This project implements Optical Character Recognition (OCR) using the ColPali implementation of the Byaldi library and Hugging Face's Qwen2-VL model. The extracted text from images (containing Hindi and English) is displayed through a simple web application built using Streamlit. Users can search for specific keywords within the extracted text.
The project involves:
- OCR Implementation: Using ColPali's Byaldi library and Hugging Face transformers (Qwen2-VL model) to extract text from images.
- Web Application: A Streamlit web interface that allows users to upload images, view extracted text, and search within the text.
- Deployment: The web application is deployed on platforms like Streamlit Sharing or Hugging Face Spaces, making it accessible via a public URL.
- OCR Extraction: Extract text from images in Hindi and English using the Byaldi + Qwen2-VL model.
- Keyword Search: Search within the extracted text for specific keywords, with matching results highlighted.
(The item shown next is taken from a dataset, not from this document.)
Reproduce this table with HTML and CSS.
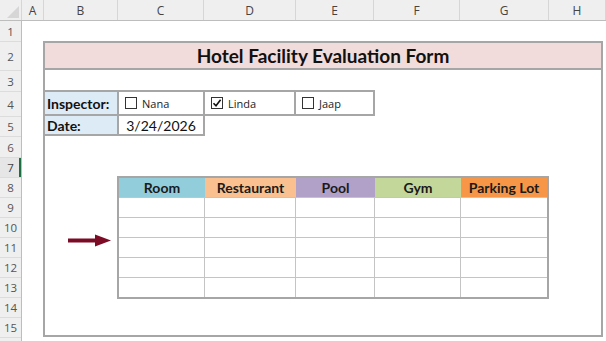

- User-Friendly Interface: Upload and process images via a simple and intuitive Streamlit web interface.
- Python 3.8 or higher
- Install dependencies using the provided
requirements.txt
-
Clone the repository:
git clone https://github.com/Ayantanu2002/Image_OCR.git cd Image_OCR
-
Set up the virtual environment:
python -m venv .venv source .venv/bin/activate # On Windows use .venv\Scripts\activate
-
Install the required dependencies:
pip install -r requirements.txt
Once the installation is complete, you can start the Streamlit app:
streamlit run app.py